11/17/2004

Will and I recently had a pair of posts on the Ortolan, a small apparently delicious French bird eaten whole off the grill. Reading through Waverly Root's The Food of France, which I'll talk about in more length this weekend, I find this additional information on the delicacy:

"South of Bordeaux, the Landes provide a number of typical dishes of their own . . . The region is known for its ortolans, a small bird of the yellowhammer family which is considered the most delicately flavoured of all birds in France, and has provided a household word for the utmost refinement in eating, ortolans sauce blanche, generally used jocularly. Thus a Frenchman reaching the table and finding it set with a particularly economical repast may observe sarcastically: "Eh Bien! Ortolans sauce blanche encore une fois?" (Roughly, "Ortolan again?")
One of the reasons why the ortolan is so prized is that it is not simply shot and served, as are most most wild birds.

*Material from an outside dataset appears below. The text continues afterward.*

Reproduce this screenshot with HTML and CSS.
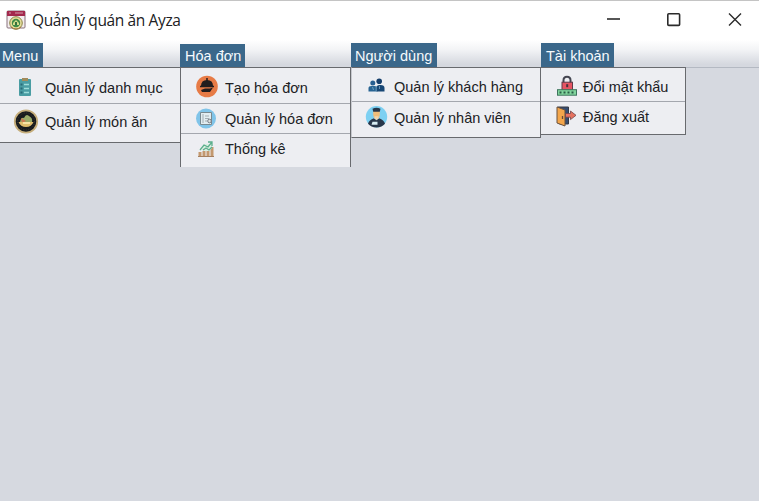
FILE: index.html
```html
<!DOCTYPE html>
<html lang="vi">
<head>
<meta charset="utf-8">
<title>Quản lý quán ăn Ayza</title>
<link rel="stylesheet" href="styles.css">
</head>
<body>
<header class="titlebar">
  <svg class="app-icon" width="20" height="20" viewBox="0 0 20 20">
    <rect x="1" y="1" width="18" height="17" rx="1" fill="#f4eeee" stroke="#87717c"/>
    <rect x="1" y="1" width="18" height="5" fill="#a3294d"/>
    <path d="M3 3h2M9 3h8" stroke="#d5a0ae"/>
    <circle cx="10" cy="13" r="6.3" fill="#e6dd9a" stroke="#8a8547"/>
    <circle cx="10" cy="13" r="4.2" fill="#3f8b45"/>
    <path d="M7 13l3-3 3 3v2H7z" fill="#d3dc8a"/>
    <path d="M9 12h2v3H9z" fill="#39713c"/>
    <path d="M5 17q5 4 10 0" fill="none" stroke="#a2763e"/>
  </svg>
  <h1 class="title">Quản lý quán ăn Ayza</h1>
  <svg class="controls" width="140" height="20" viewBox="0 0 140 20" fill="none" stroke="#2b2b2b" stroke-width="1.6">
    <path d="M6 9h13"/>
    <rect x="66.800" y="3.800" width="11.800" height="11.600" rx="1"/>
    <path d="M128 3.500l12 12M140 3.500l-12 12" stroke-width="1.400"/>
  </svg>
</header>
<nav class="menubar">
  <section class="menu menu-food">
    <h2 class="tab">Menu</h2>
    <ul class="panel">
      <li class="item">
        <svg class="icon" width="26" height="26" viewBox="0 0 26 26">
          <rect x="7" y="6" width="12" height="17" rx="1" fill="#4a9da3"/>
          <rect x="10" y="5" width="6" height="3" fill="#a18b5b"/>
          <path d="M12 11.500h5M12 15.500h5M12 19.500h5" stroke="#9bdcd9" stroke-width="1.500"/>
          <path d="M8.500 11.500h2M8.500 15.500h2M8.500 19.500h2" stroke="#286a78" stroke-width="1.800"/>
        </svg>
        <span class="label">Quản lý danh mục</span>
      </li>
      <li class="item">
        <svg class="icon" width="26" height="26" viewBox="0 0 26 26">
          <circle cx="13" cy="12.500" r="11.200" fill="#171a1e" stroke="#c6ae7b" stroke-width="1.800"/>
          <circle cx="13" cy="12.500" r="8.500" fill="none" stroke="#4c4634" stroke-width=".7" stroke-dasharray="1 1.500"/>
          <path d="M7 13q1-5 4-4 2-5 5-2 4 2 3 6z" fill="#99aa69"/>
          <path d="M8 9l5 3-4 2z" fill="#cc7653"/>
          <path d="M5.500 13h15q-2 5-7.500 5t-7.500-5z" fill="#dfbd6d"/>
          <path d="M10 14h7" stroke="#fff0b8" stroke-width="1.500"/>
        </svg>
        <span class="label">Quản lý món ăn</span>
      </li>
    </ul>
  </section>
  <section class="menu menu-bill">
    <h2 class="tab">Hóa đơn</h2>
    <ul class="panel">
      <li class="item">
        <svg class="icon" width="26" height="26" viewBox="0 0 26 26">
          <circle cx="13" cy="13.500" r="10.800" fill="#e77b46"/>
          <path d="M7 13q0-6 6-6t6 6z" fill="#221d1e"/>
          <path d="M13 5v3M6 13.500h14" stroke="#221d1e" stroke-width="1.500" fill="none"/>
          <path d="M7 17l4-1.500h5l3-1-3 4.500H8z" fill="#221d1e"/>
        </svg>
        <span class="label">Tạo hóa đơn</span>
      </li>
      <li class="item">
        <svg class="icon" width="26" height="26" viewBox="0 0 26 26">
          <circle cx="12" cy="12.500" r="10" fill="#80c4e9"/>
          <path d="M6.500 6.500h11v12h-11z" fill="#e2edf1" stroke="#788990"/>
          <path d="M9 8v9M11 10h4M11 12.500h4M11 15h2" stroke="#a2adb2"/>
          <circle cx="15.500" cy="15" r="1.800" fill="#dce2df" stroke="#767b85"/>
        </svg>
        <span class="label">Quản lý hóa đơn</span>
      </li>
      <li class="item">
        <svg class="icon" width="26" height="26" viewBox="0 0 26 26">
          <path d="M4.500 20v-4h3v4zM8.500 20v-5h3v5zM12.500 20v-5h3v5zM16.500 20V11h3v9z" fill="#c3986e"/>
          <path d="M4 20.500h16" stroke="#a57f5e"/>
          <path d="M8 12l3-4h7v4l-3 3H9z" fill="#dceee2"/>
          <path d="M6 14l4-5 4 2 4-5M14 6h4v4M9 14l3-2 3 2 3-3" fill="none" stroke="#5baf8c" stroke-width="1.300"/>
        </svg>
        <span class="label">Thống kê</span>
      </li>
    </ul>
  </section>
  <section class="menu menu-user">
    <h2 class="tab">Người dùng</h2>
    <ul class="panel">
      <li class="item">
        <svg class="icon" width="26" height="26" viewBox="0 0 26 26">
          <circle cx="8.800" cy="11" r="2.500" fill="#285f91"/>
          <path d="M4.500 19.500v-3.500q0-2 3-2h3q3 0 3 2v3.500z" fill="#286493"/>
          <circle cx="15.200" cy="9.300" r="2.800" fill="#153e6b"/>
          <path d="M12.500 19.500v-4q0-2.500 3-2.500h1q4 0 4 3v3.500z" fill="#164675"/>
          <path d="M12.200 14v5.500M8.500 15l1 3M15.500 14v3" stroke="#99c3dc" stroke-width=".6"/>
        </svg>
        <span class="label">Quản lý khách hàng</span>
      </li>
      <li class="item">
        <svg class="icon" width="26" height="26" viewBox="0 0 26 26">
          <circle cx="12.500" cy="11.800" r="10.700" fill="#7dd0f2"/>
          <g transform="translate(-.5 -1.200)">
            <path d="M9.700 7h6.600v4q-.5 4-3.300 4t-3.300-4z" fill="#efbd79"/>
            <path d="M9 5q4-2 8 0l-.7 3H9.700z" fill="#273649"/>
            <path d="M4.500 20q1-4 6-5.500l2.500 2 2.500-2q5 1.500 6 5.500-3 3.700-8.500 3.700T4.500 20z" fill="#29374a"/>
            <path d="M11 14.500l2 2 2-2v-2h-4z" fill="#f2d4ab"/>
            <path d="M9 18h5v3H8z" fill="#d8edf3"/>
          </g>
        </svg>
        <span class="label">Quản lý nhân viên</span>
      </li>
    </ul>
  </section>
  <section class="menu menu-account">
    <h2 class="tab">Tài khoản</h2>
    <ul class="panel">
      <li class="item">
        <svg class="icon" width="26" height="26" viewBox="0 0 26 26">
          <g transform="translate(1 1.200)">
            <path d="M9.500 10V7q0-3.500 3.500-3.500T16.500 7v3" fill="none" stroke="#444651" stroke-width="2"/>
            <rect x="8" y="9" width="10.500" height="8" fill="#e65563" stroke="#603b49"/>
            <path d="M13.200 11v3" stroke="#42313b" stroke-width="2"/>
            <rect x="3.500" y="16.500" width="19" height="5.500" fill="#80d59d" stroke="#3e745d"/>
            <path d="M5.500 19.300h15" stroke="#285b45" stroke-width="2" stroke-dasharray="2 2"/>
          </g>
        </svg>
        <span class="label">Đổi mật khẩu</span>
      </li>
      <li class="item">
        <svg class="icon" width="26" height="26" viewBox="0 0 26 26">
          <g transform="translate(.5 -2)">
            <path d="M4 4h11v17H6z" fill="#354d72" stroke="#363a45"/>
            <path d="M3.500 4l8 3v16l-8-3z" fill="#f4a64b" stroke="#69513f"/>
            <path d="M9 13v3" stroke="#684b38" stroke-width="1.300"/>
            <path d="M12 10.500h5V8l5.500 4.300-5.500 4.300v-2.400h-5z" fill="#e67260" stroke="#71464b" stroke-width=".8"/>
          </g>
        </svg>
        <span class="label">Đăng xuất</span>
      </li>
    </ul>
  </section>
</nav>
</body>
</html>
```
FILE: styles.css
```css
* { box-sizing: border-box; }
body {
  margin: 0;
  height: 501px;
  overflow: hidden;
  background: #d6d9e0;
  color: #202124;
  font-family: "Liberation Sans", Arial, sans-serif;
}
h1, h2, ul { margin: 0; padding: 0; font-weight: normal; }
.titlebar {
  display: flex;
  align-items: center;
  height: 40px;
  padding: 0 18px 2px 6px;
  border-top: 1px solid #c4c4c4;
  background: #fff;
}
.app-icon { flex: none; }
.title {
  flex: 1;
  margin-left: 6px;
  font: 15.5px/20px "Open Sans", sans-serif;
  letter-spacing: -.38px;
  white-space: nowrap;
}
.controls { flex: none; overflow: visible; }
.menubar {
  display: flex;
  align-items: flex-start;
  height: 28px;
  background: linear-gradient(#fff, #f3f4f6 35%, #d5d8df 90%, #d5d8df);
  border-bottom: 1px solid #b4b9c2;
}
.menu { flex: none; padding-top: 3px; }
.tab {
  height: 24px;
  background: #3a678a;
  color: #f5fafd;
  font-size: 14.5px;
  line-height: 26px;
  white-space: nowrap;
}
.panel {
  list-style: none;
  background: #edeef2;
  border: 1px solid #686a6e;
}
.item { display: flex; align-items: center; white-space: nowrap; }
.item + .item { border-top: 1px solid #a4a7ae; }
.icon { flex: none; }
.label { font-size: 14.5px; line-height: 20px; }

.menu-food { width: 180px; }
.menu-food .tab { width: 43px; padding-left: 2px; }
.menu-food .panel { height: 76px; border-left: 0; border-right: 0; }
.menu-food .item { height: 35px; padding-left: 12px; }
.menu-food .item + .item { height: 36px; padding-left: 13px; }
.menu-food .label { margin: 4px 0 0 7px; }
.menu-food .item + .item .label { margin: 0 0 0 6px; }

.menu-bill { width: 171px; }
.menu-bill .tab { width: 65px; height: 23px; margin-top: 1px; padding-left: 5px; line-height: 24px; }
.menu-bill .panel { height: 100px; border-bottom: 0; }
.menu-bill .item { height: 35px; padding-left: 13px; }
.menu-bill .item + .item { height: 30px; }
.menu-bill .label { margin: 4px 0 0 5px; }
.menu-bill .item + .item .label { margin-top: 0; }

.menu-user { width: 190px; }
.menu-user .tab { width: 86px; padding-left: 4px; }
.menu-user .panel { height: 71px; border-left-color: #c6c8ce; }
.menu-user .item { height: 33px; padding-left: 12px; }
.menu-user .label { margin: 5px 0 0 4px; }
.menu-user .item + .item .label { margin-top: 0; }

.menu-account { width: 145px; }
.menu-account .tab { width: 73px; padding-left: 5px; }
.menu-account .panel { height: 68px; border-left: 0; }
.menu-account .item { height: 33px; padding-left: 12px; }
.menu-account .label { margin: 5px 0 0 4px; }
.menu-account .item + .item .label { margin: 0 0 2px 4px; }
```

It is caught during the autumn migrations in traps called matoles, which possess some screening ability that enables them to catch ortolans rather than other birds of the same caliber, and is then caged and fattened on millet . . . Ortolans a la landaise are cooked by an open fire, either spitted or, preferably, each in a little heavy paper box set close to the flame, in which the birds sizzle in their own fat. No other liquid is tolerated, but the guest may be invited to apply salt and pepper to his own taste as the cooking progresses before his eyes. When the bird is done, pick it up in your fingers and eat it without ceremony, as hot as you dare. They are so small you can put away half a dozen of them with ease".

1 comment:

Anonymous said...

I am looking forward to the Waddling Kitchen's treatise on Thanksgiving. As one who loves food, and who would be 310 pounds if I let myself, I absolutely loooove Thanksgiving!